### [WRITTEN PROBLEM]
In the data below, find every line with the string "this" and pull it out.

****

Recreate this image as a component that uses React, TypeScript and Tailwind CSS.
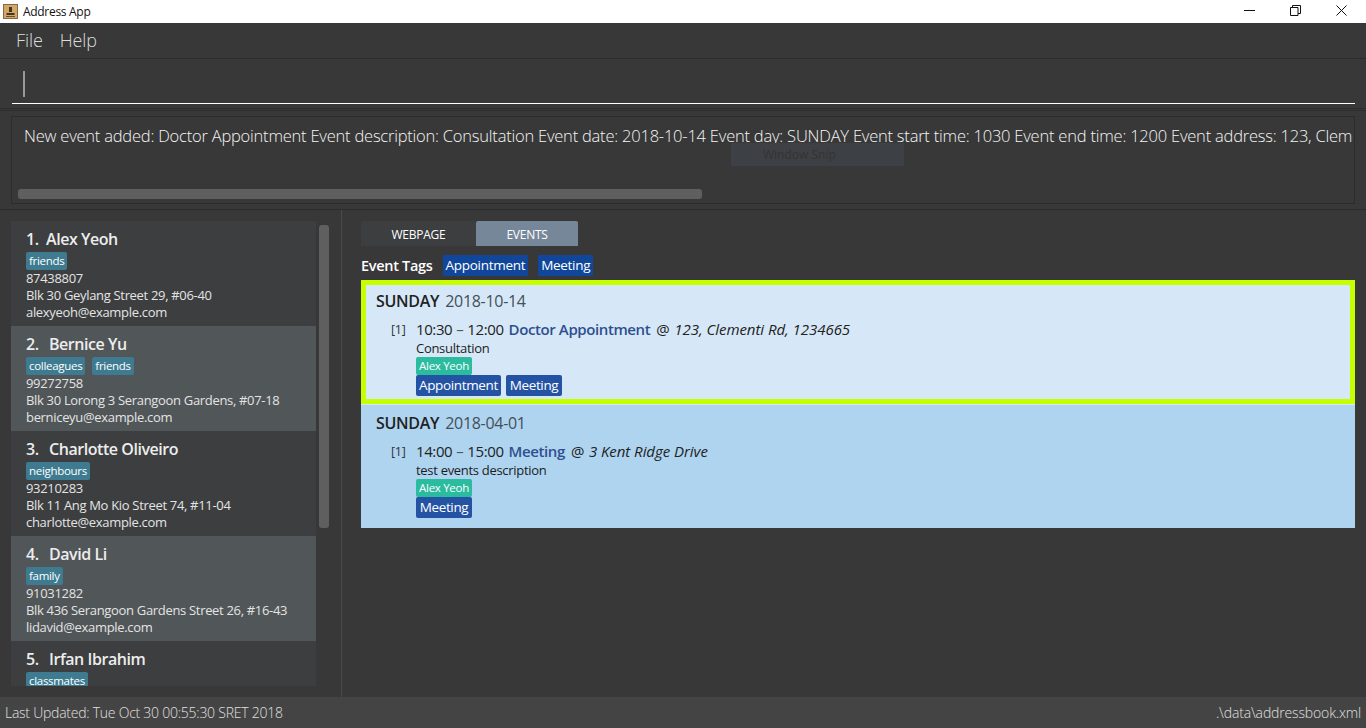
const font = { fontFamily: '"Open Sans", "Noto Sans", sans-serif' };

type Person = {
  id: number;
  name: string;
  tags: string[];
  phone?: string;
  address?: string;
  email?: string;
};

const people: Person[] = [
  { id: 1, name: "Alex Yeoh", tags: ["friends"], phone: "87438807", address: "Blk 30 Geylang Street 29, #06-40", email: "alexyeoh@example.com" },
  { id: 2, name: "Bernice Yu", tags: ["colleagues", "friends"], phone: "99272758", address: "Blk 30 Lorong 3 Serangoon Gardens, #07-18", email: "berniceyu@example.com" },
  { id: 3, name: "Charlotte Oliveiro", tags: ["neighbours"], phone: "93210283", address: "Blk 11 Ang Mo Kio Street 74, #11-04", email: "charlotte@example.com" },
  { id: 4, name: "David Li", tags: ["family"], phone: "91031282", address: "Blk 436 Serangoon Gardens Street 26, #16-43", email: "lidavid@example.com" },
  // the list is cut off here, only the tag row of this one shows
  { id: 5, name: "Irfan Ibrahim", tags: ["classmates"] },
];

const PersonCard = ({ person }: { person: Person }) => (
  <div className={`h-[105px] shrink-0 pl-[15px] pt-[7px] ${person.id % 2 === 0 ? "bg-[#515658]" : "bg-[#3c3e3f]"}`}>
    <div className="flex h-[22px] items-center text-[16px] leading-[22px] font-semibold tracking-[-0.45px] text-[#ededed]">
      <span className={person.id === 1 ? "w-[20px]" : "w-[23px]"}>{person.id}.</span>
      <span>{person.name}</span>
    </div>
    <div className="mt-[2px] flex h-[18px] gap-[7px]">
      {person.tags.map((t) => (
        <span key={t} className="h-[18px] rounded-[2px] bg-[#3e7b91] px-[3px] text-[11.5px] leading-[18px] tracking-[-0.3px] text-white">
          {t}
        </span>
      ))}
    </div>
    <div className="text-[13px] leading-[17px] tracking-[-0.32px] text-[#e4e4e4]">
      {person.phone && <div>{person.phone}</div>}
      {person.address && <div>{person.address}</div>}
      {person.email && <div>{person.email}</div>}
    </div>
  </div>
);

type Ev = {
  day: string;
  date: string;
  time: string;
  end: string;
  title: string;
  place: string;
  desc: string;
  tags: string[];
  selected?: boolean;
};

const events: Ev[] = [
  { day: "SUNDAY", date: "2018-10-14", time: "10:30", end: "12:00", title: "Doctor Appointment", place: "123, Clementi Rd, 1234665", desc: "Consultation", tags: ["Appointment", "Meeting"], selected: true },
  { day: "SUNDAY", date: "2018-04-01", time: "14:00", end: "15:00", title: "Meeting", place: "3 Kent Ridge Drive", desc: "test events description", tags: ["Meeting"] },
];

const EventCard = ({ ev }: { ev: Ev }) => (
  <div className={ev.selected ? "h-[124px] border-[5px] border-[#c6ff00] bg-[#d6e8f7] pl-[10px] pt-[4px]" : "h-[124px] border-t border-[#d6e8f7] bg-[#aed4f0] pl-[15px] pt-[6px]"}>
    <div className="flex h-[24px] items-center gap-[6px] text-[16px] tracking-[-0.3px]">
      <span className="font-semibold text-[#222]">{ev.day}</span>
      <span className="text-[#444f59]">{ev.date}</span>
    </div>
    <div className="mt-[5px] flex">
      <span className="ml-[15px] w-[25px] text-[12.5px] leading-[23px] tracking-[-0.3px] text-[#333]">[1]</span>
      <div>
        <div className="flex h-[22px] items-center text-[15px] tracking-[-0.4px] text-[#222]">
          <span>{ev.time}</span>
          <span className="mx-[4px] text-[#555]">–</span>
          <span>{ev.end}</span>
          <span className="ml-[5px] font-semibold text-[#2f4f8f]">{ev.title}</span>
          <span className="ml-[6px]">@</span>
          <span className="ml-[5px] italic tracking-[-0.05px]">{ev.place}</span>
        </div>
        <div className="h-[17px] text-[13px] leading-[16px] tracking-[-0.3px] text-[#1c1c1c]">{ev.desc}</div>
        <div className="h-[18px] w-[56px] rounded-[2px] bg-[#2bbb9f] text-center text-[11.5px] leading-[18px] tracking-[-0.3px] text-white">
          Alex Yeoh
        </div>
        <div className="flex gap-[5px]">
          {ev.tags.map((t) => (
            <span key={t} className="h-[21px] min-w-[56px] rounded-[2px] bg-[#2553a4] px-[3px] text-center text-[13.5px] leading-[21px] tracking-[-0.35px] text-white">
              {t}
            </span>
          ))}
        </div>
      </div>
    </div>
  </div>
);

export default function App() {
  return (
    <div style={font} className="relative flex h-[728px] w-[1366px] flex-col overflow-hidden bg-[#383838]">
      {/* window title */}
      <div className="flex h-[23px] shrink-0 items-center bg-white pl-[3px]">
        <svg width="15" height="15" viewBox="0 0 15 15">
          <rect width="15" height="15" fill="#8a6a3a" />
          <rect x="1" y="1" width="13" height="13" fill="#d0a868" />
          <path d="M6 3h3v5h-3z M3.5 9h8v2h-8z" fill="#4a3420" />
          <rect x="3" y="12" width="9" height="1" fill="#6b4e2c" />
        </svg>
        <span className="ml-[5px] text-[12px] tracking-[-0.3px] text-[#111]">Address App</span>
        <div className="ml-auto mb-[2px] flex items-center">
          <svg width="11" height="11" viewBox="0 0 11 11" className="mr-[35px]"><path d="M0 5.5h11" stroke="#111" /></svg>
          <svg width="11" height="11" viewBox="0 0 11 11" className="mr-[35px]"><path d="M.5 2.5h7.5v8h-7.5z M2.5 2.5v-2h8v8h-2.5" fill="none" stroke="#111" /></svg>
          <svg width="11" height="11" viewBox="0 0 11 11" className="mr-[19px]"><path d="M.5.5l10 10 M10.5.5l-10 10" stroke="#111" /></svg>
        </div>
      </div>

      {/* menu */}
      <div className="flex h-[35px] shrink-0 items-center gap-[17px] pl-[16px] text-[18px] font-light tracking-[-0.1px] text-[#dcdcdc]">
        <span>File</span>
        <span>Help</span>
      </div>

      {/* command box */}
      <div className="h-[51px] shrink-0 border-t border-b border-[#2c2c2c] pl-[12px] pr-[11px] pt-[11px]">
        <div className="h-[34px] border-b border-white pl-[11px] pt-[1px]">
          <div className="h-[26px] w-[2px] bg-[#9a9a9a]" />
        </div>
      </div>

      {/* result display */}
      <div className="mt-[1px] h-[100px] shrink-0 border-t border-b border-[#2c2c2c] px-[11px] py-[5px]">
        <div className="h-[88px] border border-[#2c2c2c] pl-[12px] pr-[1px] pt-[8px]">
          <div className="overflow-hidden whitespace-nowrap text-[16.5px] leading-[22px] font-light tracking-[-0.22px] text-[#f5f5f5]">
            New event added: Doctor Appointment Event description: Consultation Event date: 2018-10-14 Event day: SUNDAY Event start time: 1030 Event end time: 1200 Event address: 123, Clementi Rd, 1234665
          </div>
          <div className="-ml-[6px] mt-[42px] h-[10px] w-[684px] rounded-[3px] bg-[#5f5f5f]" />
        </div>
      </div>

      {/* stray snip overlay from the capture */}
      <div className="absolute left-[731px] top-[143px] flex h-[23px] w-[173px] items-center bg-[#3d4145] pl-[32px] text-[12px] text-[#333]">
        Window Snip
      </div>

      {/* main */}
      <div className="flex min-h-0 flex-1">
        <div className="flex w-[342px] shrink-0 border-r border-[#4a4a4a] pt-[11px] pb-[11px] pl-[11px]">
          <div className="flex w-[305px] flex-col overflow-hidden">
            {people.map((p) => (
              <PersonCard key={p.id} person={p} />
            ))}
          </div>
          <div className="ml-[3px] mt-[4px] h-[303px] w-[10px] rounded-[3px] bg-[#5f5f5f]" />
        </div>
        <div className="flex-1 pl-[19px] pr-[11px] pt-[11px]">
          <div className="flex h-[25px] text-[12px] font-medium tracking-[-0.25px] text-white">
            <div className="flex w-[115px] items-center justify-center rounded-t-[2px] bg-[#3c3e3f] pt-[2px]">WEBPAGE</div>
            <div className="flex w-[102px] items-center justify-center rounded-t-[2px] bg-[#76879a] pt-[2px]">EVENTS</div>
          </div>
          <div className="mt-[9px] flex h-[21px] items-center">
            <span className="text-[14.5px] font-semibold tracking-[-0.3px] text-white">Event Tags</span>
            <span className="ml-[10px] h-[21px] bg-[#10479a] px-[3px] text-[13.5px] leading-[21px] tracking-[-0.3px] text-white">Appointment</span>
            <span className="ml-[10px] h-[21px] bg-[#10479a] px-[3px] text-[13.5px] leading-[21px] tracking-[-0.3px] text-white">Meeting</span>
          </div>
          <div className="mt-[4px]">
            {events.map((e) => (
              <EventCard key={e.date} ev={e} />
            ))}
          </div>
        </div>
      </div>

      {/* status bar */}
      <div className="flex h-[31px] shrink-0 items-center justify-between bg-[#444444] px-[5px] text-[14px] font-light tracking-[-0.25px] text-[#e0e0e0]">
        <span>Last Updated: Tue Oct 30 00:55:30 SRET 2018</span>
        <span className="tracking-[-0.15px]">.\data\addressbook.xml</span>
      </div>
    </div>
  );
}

****

### [RESPONSE BELOW]
Recreate this image as a component that uses React, TypeScript and Tailwind CSS.
  // the list is cut off here, only the tag row of this one shows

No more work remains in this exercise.